## Brief
Spot each line in the records below where the word "screenshot" occurs, then copy it.

## Record excerpts

▬▬▬▬▬▬

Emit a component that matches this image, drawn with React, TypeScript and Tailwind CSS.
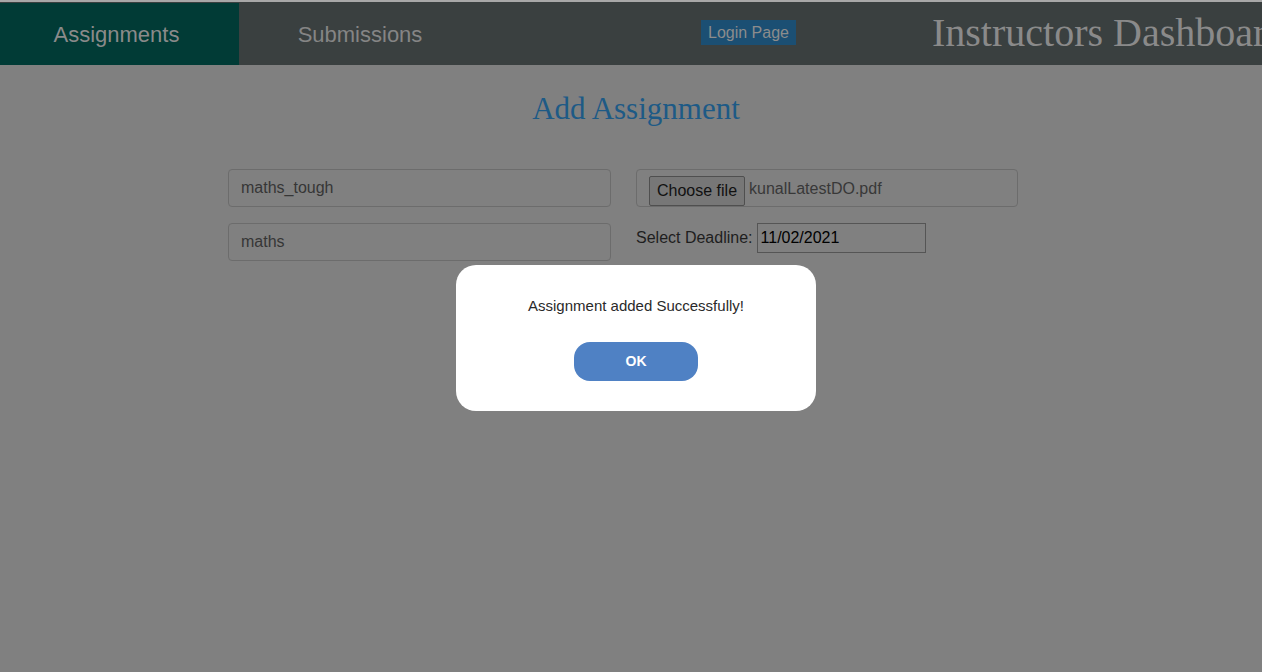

▬▬▬▬▬▬

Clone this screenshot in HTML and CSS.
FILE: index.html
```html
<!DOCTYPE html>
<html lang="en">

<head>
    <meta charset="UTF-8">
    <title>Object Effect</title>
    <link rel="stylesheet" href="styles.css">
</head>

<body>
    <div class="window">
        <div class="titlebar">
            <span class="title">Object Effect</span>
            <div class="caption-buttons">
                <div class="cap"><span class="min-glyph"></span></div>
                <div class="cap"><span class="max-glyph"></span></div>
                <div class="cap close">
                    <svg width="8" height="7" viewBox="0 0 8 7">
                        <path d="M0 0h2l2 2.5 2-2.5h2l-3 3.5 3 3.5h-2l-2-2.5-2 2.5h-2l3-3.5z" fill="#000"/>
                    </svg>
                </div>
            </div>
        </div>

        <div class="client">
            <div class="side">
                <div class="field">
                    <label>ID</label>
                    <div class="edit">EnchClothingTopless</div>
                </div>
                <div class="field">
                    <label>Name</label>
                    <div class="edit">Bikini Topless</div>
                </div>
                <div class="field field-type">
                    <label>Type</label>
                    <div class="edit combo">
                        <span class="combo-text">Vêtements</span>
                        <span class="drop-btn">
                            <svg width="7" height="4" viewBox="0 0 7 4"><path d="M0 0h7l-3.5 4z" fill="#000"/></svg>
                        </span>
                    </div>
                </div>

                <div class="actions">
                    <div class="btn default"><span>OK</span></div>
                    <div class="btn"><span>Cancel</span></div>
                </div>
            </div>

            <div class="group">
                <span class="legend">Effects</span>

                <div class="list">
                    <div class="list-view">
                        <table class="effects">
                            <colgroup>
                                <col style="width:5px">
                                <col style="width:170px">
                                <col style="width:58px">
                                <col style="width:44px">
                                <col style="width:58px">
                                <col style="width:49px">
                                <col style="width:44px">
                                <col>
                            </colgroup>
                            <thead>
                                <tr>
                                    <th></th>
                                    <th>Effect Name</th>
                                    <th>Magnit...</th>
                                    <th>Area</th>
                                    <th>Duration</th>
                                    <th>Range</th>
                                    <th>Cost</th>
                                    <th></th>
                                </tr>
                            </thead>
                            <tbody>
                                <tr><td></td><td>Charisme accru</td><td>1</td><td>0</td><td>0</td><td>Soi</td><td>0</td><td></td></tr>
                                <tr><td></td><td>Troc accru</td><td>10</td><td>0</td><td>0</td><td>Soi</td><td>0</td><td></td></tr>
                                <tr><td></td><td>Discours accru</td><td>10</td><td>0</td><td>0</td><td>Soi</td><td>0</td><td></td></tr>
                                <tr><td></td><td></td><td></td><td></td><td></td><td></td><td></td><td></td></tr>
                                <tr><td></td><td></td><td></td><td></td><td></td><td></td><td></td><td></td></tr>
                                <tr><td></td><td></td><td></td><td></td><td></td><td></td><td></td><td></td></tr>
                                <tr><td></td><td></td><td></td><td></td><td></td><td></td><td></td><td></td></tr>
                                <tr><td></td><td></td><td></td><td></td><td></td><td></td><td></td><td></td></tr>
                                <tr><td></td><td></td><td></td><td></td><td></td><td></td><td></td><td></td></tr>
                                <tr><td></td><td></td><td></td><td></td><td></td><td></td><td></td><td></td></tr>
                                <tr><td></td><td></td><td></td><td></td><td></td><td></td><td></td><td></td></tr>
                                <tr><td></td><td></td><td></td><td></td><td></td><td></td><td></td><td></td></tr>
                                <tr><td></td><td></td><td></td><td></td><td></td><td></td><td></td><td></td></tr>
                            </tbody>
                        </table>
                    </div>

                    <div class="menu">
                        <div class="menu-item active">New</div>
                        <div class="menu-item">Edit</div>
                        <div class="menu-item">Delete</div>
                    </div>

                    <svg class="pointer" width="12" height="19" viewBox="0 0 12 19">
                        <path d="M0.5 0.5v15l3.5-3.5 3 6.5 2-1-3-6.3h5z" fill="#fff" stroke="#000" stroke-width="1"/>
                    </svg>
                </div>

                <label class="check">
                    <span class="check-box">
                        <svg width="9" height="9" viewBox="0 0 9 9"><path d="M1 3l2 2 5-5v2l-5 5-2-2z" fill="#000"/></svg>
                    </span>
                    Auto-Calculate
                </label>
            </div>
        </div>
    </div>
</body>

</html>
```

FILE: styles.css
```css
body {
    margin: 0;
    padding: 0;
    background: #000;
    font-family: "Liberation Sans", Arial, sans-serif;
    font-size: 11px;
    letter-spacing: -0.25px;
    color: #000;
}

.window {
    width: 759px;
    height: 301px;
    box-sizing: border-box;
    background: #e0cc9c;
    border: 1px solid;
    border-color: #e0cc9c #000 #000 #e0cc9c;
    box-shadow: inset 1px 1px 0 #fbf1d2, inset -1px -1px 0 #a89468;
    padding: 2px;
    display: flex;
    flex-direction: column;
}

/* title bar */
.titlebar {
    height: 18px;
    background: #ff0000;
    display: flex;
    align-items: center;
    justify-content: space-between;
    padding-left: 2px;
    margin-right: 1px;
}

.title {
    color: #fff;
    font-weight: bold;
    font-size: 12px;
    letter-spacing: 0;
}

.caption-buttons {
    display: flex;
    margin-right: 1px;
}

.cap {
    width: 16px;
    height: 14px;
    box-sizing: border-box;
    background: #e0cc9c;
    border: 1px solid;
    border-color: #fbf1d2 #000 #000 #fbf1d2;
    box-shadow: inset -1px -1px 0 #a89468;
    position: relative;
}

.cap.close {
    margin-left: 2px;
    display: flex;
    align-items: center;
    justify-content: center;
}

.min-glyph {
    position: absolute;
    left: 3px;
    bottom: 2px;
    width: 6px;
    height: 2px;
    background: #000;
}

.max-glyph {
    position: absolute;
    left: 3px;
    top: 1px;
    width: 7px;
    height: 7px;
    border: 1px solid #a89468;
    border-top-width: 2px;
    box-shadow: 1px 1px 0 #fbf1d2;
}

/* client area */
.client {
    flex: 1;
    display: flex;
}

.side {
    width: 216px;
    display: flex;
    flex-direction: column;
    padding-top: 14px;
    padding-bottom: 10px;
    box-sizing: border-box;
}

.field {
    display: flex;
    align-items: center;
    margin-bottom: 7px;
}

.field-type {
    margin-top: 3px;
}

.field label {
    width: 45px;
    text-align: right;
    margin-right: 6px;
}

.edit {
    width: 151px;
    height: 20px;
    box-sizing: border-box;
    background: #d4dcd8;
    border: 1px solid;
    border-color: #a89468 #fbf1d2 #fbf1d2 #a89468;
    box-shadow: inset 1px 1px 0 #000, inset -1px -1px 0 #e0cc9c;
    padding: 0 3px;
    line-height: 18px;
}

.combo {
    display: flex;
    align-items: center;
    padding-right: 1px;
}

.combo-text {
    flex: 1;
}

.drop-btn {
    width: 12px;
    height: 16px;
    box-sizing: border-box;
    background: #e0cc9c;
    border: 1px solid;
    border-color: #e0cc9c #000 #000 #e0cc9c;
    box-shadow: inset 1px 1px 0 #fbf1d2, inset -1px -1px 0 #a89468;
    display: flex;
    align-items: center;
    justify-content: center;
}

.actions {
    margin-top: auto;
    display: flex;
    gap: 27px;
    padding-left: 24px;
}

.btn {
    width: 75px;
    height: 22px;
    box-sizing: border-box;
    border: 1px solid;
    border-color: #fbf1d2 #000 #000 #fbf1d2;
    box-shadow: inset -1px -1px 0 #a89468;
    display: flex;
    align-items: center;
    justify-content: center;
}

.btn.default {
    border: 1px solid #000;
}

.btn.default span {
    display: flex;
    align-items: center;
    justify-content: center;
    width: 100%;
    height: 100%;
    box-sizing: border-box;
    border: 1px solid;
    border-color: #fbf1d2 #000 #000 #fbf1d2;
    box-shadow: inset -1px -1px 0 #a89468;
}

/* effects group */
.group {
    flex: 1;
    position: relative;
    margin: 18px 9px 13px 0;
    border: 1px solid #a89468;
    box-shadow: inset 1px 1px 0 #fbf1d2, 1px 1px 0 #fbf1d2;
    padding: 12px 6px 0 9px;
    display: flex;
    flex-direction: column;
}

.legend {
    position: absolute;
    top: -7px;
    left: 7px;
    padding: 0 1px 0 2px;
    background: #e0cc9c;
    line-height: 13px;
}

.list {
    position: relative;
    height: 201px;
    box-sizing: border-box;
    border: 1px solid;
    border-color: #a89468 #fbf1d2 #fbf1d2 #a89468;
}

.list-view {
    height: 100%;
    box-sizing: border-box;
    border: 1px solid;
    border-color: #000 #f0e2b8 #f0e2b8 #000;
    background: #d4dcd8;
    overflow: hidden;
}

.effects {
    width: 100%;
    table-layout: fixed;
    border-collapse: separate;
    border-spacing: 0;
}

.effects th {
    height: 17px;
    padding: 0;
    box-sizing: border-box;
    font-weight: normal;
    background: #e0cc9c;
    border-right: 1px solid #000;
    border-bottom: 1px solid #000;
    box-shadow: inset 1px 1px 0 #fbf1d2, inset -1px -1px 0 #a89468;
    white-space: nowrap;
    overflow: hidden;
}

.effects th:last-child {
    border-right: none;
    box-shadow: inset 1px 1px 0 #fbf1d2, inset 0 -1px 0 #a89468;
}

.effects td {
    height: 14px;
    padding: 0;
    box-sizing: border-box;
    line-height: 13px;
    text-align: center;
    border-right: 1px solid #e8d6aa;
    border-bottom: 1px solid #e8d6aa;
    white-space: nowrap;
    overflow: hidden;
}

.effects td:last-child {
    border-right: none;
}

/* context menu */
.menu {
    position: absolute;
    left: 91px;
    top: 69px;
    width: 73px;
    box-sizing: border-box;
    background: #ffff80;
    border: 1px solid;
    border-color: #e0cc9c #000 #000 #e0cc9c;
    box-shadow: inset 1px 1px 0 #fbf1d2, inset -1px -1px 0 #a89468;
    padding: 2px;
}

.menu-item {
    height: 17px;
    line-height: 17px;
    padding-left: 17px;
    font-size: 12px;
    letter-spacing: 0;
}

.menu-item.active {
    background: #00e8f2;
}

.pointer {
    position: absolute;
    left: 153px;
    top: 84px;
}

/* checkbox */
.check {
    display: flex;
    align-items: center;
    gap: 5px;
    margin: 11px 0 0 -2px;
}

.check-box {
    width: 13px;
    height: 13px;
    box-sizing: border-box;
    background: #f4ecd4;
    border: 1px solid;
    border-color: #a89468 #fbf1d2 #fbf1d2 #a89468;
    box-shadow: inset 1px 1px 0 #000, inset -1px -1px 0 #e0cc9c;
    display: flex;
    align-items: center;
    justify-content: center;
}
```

▬▬▬▬▬▬

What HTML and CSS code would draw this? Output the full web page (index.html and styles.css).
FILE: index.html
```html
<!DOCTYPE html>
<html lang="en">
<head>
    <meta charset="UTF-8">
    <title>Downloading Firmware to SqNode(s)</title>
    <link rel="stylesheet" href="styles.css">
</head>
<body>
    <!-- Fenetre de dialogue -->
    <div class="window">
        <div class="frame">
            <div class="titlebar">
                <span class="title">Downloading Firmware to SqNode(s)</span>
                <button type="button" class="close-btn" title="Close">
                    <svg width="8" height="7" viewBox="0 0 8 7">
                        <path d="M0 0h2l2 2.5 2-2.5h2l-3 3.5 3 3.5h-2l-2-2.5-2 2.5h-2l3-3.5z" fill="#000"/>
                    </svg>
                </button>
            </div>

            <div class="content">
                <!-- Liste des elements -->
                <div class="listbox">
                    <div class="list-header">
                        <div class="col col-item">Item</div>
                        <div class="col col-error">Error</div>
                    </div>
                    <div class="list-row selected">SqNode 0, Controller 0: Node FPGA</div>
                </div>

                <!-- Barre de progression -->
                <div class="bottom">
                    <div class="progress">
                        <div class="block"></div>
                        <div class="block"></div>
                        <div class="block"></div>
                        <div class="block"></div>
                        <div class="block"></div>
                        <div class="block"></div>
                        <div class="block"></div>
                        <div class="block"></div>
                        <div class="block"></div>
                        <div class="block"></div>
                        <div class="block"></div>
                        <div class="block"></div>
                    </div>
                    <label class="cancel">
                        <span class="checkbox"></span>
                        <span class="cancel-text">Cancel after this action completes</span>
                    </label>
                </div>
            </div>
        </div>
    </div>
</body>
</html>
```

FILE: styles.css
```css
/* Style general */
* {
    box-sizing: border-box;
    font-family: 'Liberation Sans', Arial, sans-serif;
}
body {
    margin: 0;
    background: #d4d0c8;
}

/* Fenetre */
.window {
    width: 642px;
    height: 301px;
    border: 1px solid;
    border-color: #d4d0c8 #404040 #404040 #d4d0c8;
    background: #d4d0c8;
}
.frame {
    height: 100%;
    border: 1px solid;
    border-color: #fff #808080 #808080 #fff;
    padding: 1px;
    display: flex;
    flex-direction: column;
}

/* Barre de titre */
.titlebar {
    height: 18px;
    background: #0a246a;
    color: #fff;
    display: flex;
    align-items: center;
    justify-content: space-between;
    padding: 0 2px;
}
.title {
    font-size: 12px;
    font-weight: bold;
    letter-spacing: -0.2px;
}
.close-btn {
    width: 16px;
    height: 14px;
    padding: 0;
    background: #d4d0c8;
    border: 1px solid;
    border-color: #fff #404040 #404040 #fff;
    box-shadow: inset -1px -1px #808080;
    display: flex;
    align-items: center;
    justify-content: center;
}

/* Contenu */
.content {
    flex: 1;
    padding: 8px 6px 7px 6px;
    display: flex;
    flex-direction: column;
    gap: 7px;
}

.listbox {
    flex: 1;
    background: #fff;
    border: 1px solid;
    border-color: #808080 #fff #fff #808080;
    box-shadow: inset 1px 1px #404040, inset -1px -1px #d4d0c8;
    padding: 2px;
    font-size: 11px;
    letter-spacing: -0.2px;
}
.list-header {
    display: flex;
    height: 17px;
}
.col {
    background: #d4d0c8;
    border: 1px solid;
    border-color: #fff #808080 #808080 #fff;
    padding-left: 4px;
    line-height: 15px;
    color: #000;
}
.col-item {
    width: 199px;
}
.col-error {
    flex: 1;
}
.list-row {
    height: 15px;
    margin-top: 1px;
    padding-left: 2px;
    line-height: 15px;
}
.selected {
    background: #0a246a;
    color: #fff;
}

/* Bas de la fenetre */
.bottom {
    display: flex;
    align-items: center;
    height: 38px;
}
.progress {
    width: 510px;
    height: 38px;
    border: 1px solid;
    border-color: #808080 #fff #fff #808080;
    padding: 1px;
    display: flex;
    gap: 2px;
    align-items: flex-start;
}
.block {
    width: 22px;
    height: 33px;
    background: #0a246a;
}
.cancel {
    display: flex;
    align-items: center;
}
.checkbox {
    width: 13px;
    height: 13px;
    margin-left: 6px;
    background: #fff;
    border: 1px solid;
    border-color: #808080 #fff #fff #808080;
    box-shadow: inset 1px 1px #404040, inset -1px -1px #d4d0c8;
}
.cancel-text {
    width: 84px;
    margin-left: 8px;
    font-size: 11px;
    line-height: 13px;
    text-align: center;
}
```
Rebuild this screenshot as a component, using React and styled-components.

▬▬▬▬▬▬

## Expected answer
Clone this screenshot in HTML and CSS.
Rebuild this screenshot as a component, using React and styled-components.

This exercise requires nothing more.